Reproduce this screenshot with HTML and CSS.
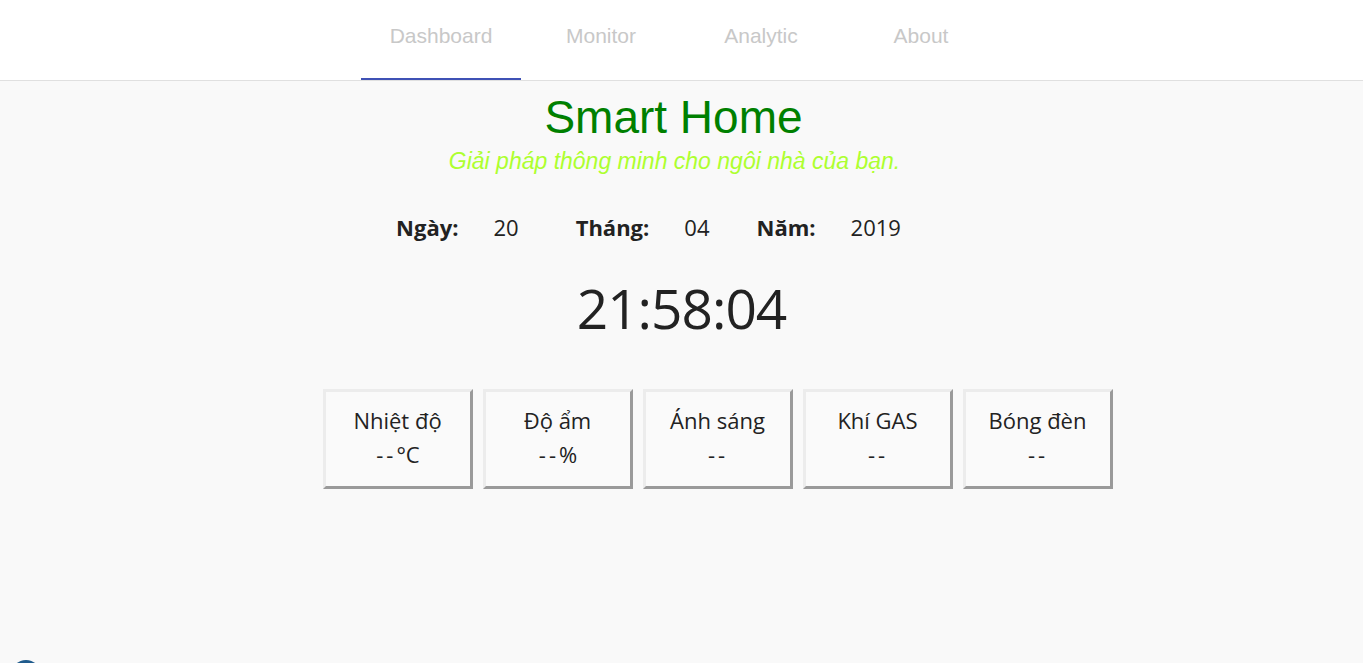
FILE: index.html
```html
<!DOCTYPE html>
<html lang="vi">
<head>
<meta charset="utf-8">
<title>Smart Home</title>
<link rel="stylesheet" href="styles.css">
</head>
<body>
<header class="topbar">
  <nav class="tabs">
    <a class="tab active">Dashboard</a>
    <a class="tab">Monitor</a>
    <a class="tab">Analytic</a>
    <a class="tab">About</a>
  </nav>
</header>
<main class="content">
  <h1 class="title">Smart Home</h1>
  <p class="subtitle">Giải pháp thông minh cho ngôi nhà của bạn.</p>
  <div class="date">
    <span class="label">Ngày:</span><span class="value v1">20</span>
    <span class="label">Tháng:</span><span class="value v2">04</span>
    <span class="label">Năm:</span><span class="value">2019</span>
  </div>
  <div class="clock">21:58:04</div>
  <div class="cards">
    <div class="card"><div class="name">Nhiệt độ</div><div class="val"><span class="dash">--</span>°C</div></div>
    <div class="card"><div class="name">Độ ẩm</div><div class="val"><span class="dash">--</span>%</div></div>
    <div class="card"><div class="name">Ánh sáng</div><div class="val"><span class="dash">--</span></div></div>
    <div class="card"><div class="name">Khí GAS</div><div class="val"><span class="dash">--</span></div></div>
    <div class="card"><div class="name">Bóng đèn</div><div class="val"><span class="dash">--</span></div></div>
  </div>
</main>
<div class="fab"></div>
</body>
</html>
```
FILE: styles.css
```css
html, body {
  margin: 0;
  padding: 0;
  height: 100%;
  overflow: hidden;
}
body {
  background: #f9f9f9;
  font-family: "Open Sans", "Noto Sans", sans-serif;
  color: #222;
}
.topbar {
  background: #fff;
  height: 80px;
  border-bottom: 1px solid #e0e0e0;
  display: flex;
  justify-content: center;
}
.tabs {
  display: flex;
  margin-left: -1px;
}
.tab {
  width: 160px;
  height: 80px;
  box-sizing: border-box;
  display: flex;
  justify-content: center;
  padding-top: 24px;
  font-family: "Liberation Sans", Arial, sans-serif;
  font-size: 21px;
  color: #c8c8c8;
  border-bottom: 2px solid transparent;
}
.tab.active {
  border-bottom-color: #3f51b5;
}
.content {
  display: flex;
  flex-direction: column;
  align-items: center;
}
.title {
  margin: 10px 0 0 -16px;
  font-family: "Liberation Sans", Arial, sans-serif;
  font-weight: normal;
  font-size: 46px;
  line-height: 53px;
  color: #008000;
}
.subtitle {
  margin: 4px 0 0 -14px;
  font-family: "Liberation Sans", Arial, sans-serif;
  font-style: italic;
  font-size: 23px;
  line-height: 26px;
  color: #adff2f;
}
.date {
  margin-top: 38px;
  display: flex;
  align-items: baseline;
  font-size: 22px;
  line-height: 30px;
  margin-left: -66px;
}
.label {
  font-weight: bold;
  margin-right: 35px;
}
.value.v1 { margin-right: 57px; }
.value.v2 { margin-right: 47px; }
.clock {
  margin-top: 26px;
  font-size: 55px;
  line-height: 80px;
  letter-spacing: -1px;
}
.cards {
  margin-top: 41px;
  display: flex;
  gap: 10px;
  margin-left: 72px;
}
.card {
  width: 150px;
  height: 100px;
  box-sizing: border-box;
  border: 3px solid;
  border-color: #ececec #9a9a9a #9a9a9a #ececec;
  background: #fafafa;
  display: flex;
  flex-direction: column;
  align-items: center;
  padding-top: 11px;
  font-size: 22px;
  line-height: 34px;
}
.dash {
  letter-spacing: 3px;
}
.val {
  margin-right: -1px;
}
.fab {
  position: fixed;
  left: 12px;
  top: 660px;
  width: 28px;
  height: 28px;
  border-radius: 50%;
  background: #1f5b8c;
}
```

══════

• WHAT IS EXPECTED
Quote the data above in full, leaving out the pictures it holds.

• TASK RESULT
Reproduce this screenshot with HTML and CSS.
FILE: index.html
```html
<!DOCTYPE html>
<html lang="vi">
<head>
<meta charset="utf-8">
<title>Smart Home</title>
<link rel="stylesheet" href="styles.css">
</head>
<body>
<header class="topbar">
  <nav class="tabs">
    <a class="tab active">Dashboard</a>
    <a class="tab">Monitor</a>
    <a class="tab">Analytic</a>
    <a class="tab">About</a>
  </nav>
</header>
<main class="content">
  <h1 class="title">Smart Home</h1>
  <p class="subtitle">Giải pháp thông minh cho ngôi nhà của bạn.</p>
  <div class="date">
    <span class="label">Ngày:</span><span class="value v1">20</span>
    <span class="label">Tháng:</span><span class="value v2">04</span>
    <span class="label">Năm:</span><span class="value">2019</span>
  </div>
  <div class="clock">21:58:04</div>
  <div class="cards">
    <div class="card"><div class="name">Nhiệt độ</div><div class="val"><span class="dash">--</span>°C</div></div>
    <div class="card"><div class="name">Độ ẩm</div><div class="val"><span class="dash">--</span>%</div></div>
    <div class="card"><div class="name">Ánh sáng</div><div class="val"><span class="dash">--</span></div></div>
    <div class="card"><div class="name">Khí GAS</div><div class="val"><span class="dash">--</span></div></div>
    <div class="card"><div class="name">Bóng đèn</div><div class="val"><span class="dash">--</span></div></div>
  </div>
</main>
<div class="fab"></div>
</body>
</html>
```
FILE: styles.css
```css
html, body {
  margin: 0;
  padding: 0;
  height: 100%;
  overflow: hidden;
}
body {
  background: #f9f9f9;
  font-family: "Open Sans", "Noto Sans", sans-serif;
  color: #222;
}
.topbar {
  background: #fff;
  height: 80px;
  border-bottom: 1px solid #e0e0e0;
  display: flex;
  justify-content: center;
}
.tabs {
  display: flex;
  margin-left: -1px;
}
.tab {
  width: 160px;
  height: 80px;
  box-sizing: border-box;
  display: flex;
  justify-content: center;
  padding-top: 24px;
  font-family: "Liberation Sans", Arial, sans-serif;
  font-size: 21px;
  color: #c8c8c8;
  border-bottom: 2px solid transparent;
}
.tab.active {
  border-bottom-color: #3f51b5;
}
.content {
  display: flex;
  flex-direction: column;
  align-items: center;
}
.title {
  margin: 10px 0 0 -16px;
  font-family: "Liberation Sans", Arial, sans-serif;
  font-weight: normal;
  font-size: 46px;
  line-height: 53px;
  color: #008000;
}
.subtitle {
  margin: 4px 0 0 -14px;
  font-family: "Liberation Sans", Arial, sans-serif;
  font-style: italic;
  font-size: 23px;
  line-height: 26px;
  color: #adff2f;
}
.date {
  margin-top: 38px;
  display: flex;
  align-items: baseline;
  font-size: 22px;
  line-height: 30px;
  margin-left: -66px;
}
.label {
  font-weight: bold;
  margin-right: 35px;
}
.value.v1 { margin-right: 57px; }
.value.v2 { margin-right: 47px; }
.clock {
  margin-top: 26px;
  font-size: 55px;
  line-height: 80px;
  letter-spacing: -1px;
}
.cards {
  margin-top: 41px;
  display: flex;
  gap: 10px;
  margin-left: 72px;
}
.card {
  width: 150px;
  height: 100px;
  box-sizing: border-box;
  border: 3px solid;
  border-color: #ececec #9a9a9a #9a9a9a #ececec;
  background: #fafafa;
  display: flex;
  flex-direction: column;
  align-items: center;
  padding-top: 11px;
  font-size: 22px;
  line-height: 34px;
}
.dash {
  letter-spacing: 3px;
}
.val {
  margin-right: -1px;
}
.fab {
  position: fixed;
  left: 12px;
  top: 660px;
  width: 28px;
  height: 28px;
  border-radius: 50%;
  background: #1f5b8c;
}
```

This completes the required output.